I also remember the first time I ate a peeled cherry tomato. It was served to me at this restaurant. I was 28. Men were present. I was still talking a lot. I popped the shiny little orb in my mouth. There was no explosion, only the juiciest, silkiest, sweetest and most tomato-y tomato I had ever tasted. It was so good that I quit talking.

Peeling tomatoes is slightly tedious but somewhat meditative, and the rewards are well worth the labour. You can toss them in whatever dressing you like, or you can use my recipe, which is pretty good.

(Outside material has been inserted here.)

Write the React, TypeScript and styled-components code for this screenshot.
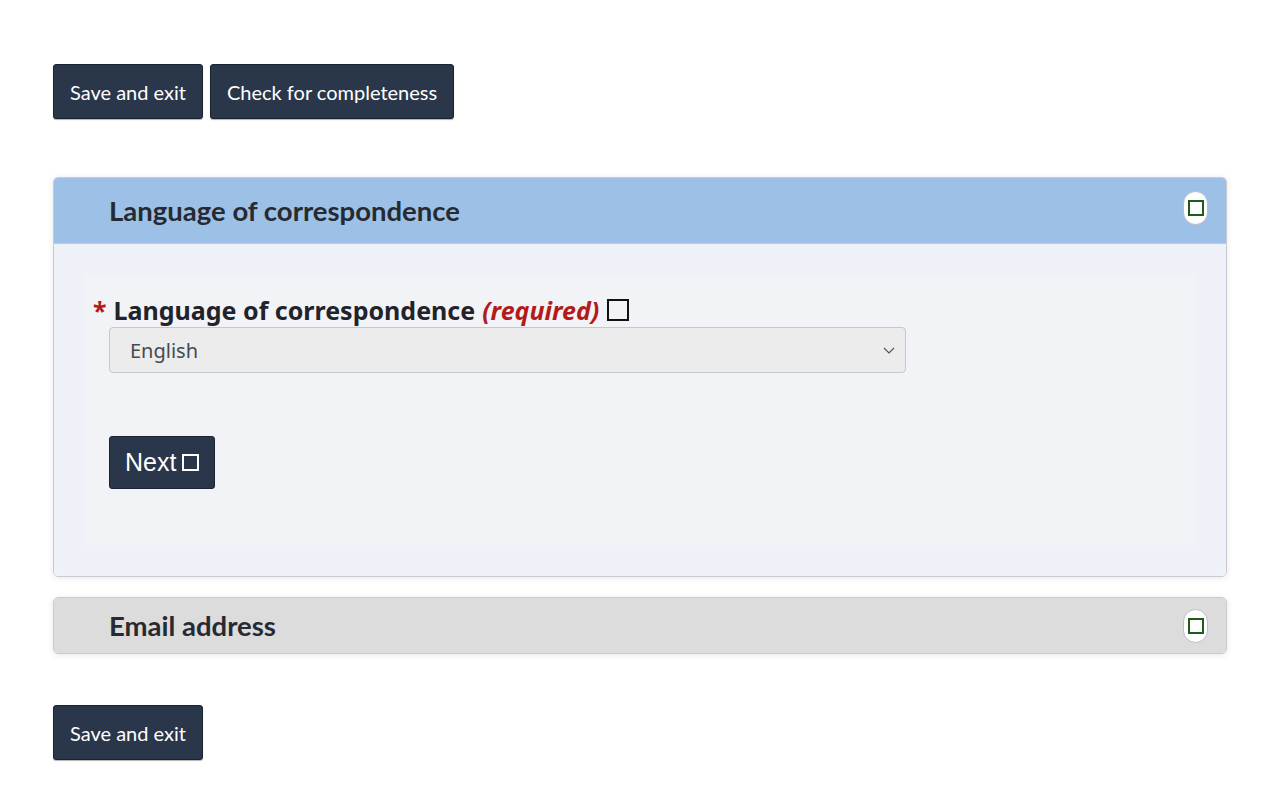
import React from 'react';
import styled, { createGlobalStyle } from 'styled-components';

const GlobalStyle = createGlobalStyle`
  body {
    margin: 0;
    background: #ffffff;
    font-family: Lato, "Liberation Sans", sans-serif;
  }
`;

const Page = styled.div`
  padding: 64px 53px 40px 53px;
`;

const ButtonRow = styled.div`
  display: flex;
  gap: 7px;
`;

const DarkButton = styled.button`
  background: #2a3649;
  color: #ffffff;
  border: 1px solid #1c2433;
  border-radius: 3px;
  height: 55px;
  padding: 0 16px;
  font-family: Lato, sans-serif;
  font-size: 20px;
  box-shadow: 0 1px 1px rgba(0, 0, 0, 0.3);
`;

const Panel = styled.section<{ $open?: boolean }>`
  margin-top: ${(p) => (p.$open ? '58px' : '20px')};
  border: 1px solid #c9ccd2;
  border-radius: 5px;
  overflow: hidden;
  box-shadow: 0 1px 6px rgba(0, 0, 0, 0.1);
`;

const PanelHeader = styled.div<{ $open?: boolean }>`
  display: flex;
  align-items: ${(p) => (p.$open ? 'flex-start' : 'center')};
  justify-content: space-between;
  height: ${(p) => (p.$open ? '65px' : '55px')};
  background: ${(p) => (p.$open ? '#9dc1e6' : '#dcdcdc')};
  padding: 0 18px 0 55px;
  border-bottom: ${(p) => (p.$open ? '1px solid #b8cde3' : 'none')};
`;

const PanelTitle = styled.h2<{ $open?: boolean }>`
  margin: ${(p) => (p.$open ? '16px 0 0 0' : '0')};
  font-family: Lato, sans-serif;
  font-weight: 700;
  font-size: 27.5px;
  color: #262a31;
`;

const Toggle = styled.span<{ $open?: boolean }>`
  display: flex;
  align-items: center;
  justify-content: center;
  width: 25px;
  height: 34px;
  margin-top: ${(p) => (p.$open ? '13px' : '0')};
  border-radius: 13px;
  background: #ffffff;
  border: 1px solid #b9bfc6;
  box-sizing: border-box;
`;

const ToggleBox = styled.span`
  width: 16px;
  height: 16px;
  border: 2px solid #1f5a1f;
  box-sizing: border-box;
`;

const PanelBody = styled.div`
  background: #eef2f8;
  padding: 31px 31px 31px 31px;
`;

const Card = styled.div`
  background: #f2f3f6;
  padding: 19px 0 56px 8px;
  border-radius: 4px;
`;

const Label = styled.label`
  display: flex;
  align-items: center;
  font-family: "Noto Sans", sans-serif;
  font-weight: 700;
  font-size: 25px;
  color: #22232a;
  line-height: 32px;
`;

const Star = styled.span`
  color: #b31b1b;
  margin-right: 7px;
`;

const Required = styled.em`
  color: #b31b1b;
  margin-left: 7px;
`;

const Tofu = styled.span<{ $size: number; $color: string }>`
  display: inline-block;
  width: ${(p) => p.$size}px;
  height: ${(p) => p.$size}px;
  border: 2px solid ${(p) => p.$color};
  box-sizing: border-box;
  margin-left: 8px;
`;

const SelectBox = styled.div`
  display: flex;
  align-items: center;
  justify-content: space-between;
  margin: 1px 0 0 16px;
  width: 797px;
  height: 46px;
  box-sizing: border-box;
  padding: 0 10px 0 20px;
  border: 1px solid #c6c8cc;
  border-radius: 4px;
  background: #ececec;
  font-family: "Noto Sans", sans-serif;
  font-size: 20px;
  color: #444a50;
`;

const NextButton = styled.button`
  display: flex;
  align-items: center;
  margin: 63px 0 0 16px;
  height: 53px;
  padding: 0 15px;
  background: #2a3649;
  color: #ffffff;
  border: 1px solid #1c2433;
  border-radius: 3px;
  font-family: "Liberation Sans", Arial, sans-serif;
  font-size: 25px;
`;

const BottomRow = styled(ButtonRow)`
  margin-top: 51px;
`;

function Chevron() {
  return (
    <svg width="12" height="7" viewBox="0 0 12 7">
      <path d="M1 1l5 5 5-5" fill="none" stroke="#555" strokeWidth="1.2" />
    </svg>
  );
}

export default function App() {
  return (
    <>
      <GlobalStyle />
      <Page>
        <ButtonRow>
          <DarkButton>Save and exit</DarkButton>
          <DarkButton>Check for completeness</DarkButton>
        </ButtonRow>

        <Panel $open>
          <PanelHeader $open>
            <PanelTitle $open>Language of correspondence</PanelTitle>
            <Toggle $open>
              <ToggleBox />
            </Toggle>
          </PanelHeader>
          <PanelBody>
            <Card>
              <Label>
                <Star>*</Star>
                Language of correspondence
                <Required>(required)</Required>
                <Tofu $size={22} $color="#111" />
              </Label>
              <SelectBox>
                <span>English</span>
                <Chevron />
              </SelectBox>
              <NextButton>
                Next
                <Tofu $size={17} $color="#fff" style={{ marginLeft: 6 }} />
              </NextButton>
            </Card>
          </PanelBody>
        </Panel>

        <Panel>
          <PanelHeader>
            <PanelTitle>Email address</PanelTitle>
            <Toggle>
              <ToggleBox />
            </Toggle>
          </PanelHeader>
        </Panel>

        <BottomRow>
          <DarkButton>Save and exit</DarkButton>
        </BottomRow>
      </Page>
    </>
  );
}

Use the peels to make tomato salt

Photo: Claire Lower

Peeling tomatoes leaves one with tomato skins, but that’s great news, because you can use those skins to make tomato salt. Originally the brainchild of Gabrielle Hamilton, tomato salt has a bright, fresh flavour with a hint of summery umami. It’s also very pretty if that kind of thing matters to you.

Blend them for a fresher Bloody Mary

Photo: Claire Lower

I like a rich and savoury Bloody Mary as much as the next bruncher, but they can be a little on the thick side, and sipping a soup-like beverage is not very appealing when it’s hot out. A blend of fresh tomatoes, pickles, and lemon juice may seem like the smoothie from hell, but it pairs exceptionally well with vodka (especially horseradish vodka).

Roast canned tomatoes for better sauce

Photo: istetiana (Shutterstock)

We talk a lot about roasting fresh tomatoes, but did you know that there is no law against roasting the ones that come in a can? Well, there isn’t! In fact, you can pop an entire pan of sauce in the oven and roast it down into a jammier, caramelized version of its stovetop self. (It’s a very “set and forget” method, which I love.)

Make a good tomato gravy

Photo: Claire Lower

Sausage gravy gets all the gravy love, but this lesser-known Southern staple is packed with flavour and requires very few ingredients (five total if you count water and salt). All you have to do is make a roux with flour and bacon grease, stir a chopped tomato around in that roux, then pour in some water and let it all simmer until you have a thick, savoury gravy, perfect for biscuits, pork chops, potatoes, or anything else you’d normally douse with gravy.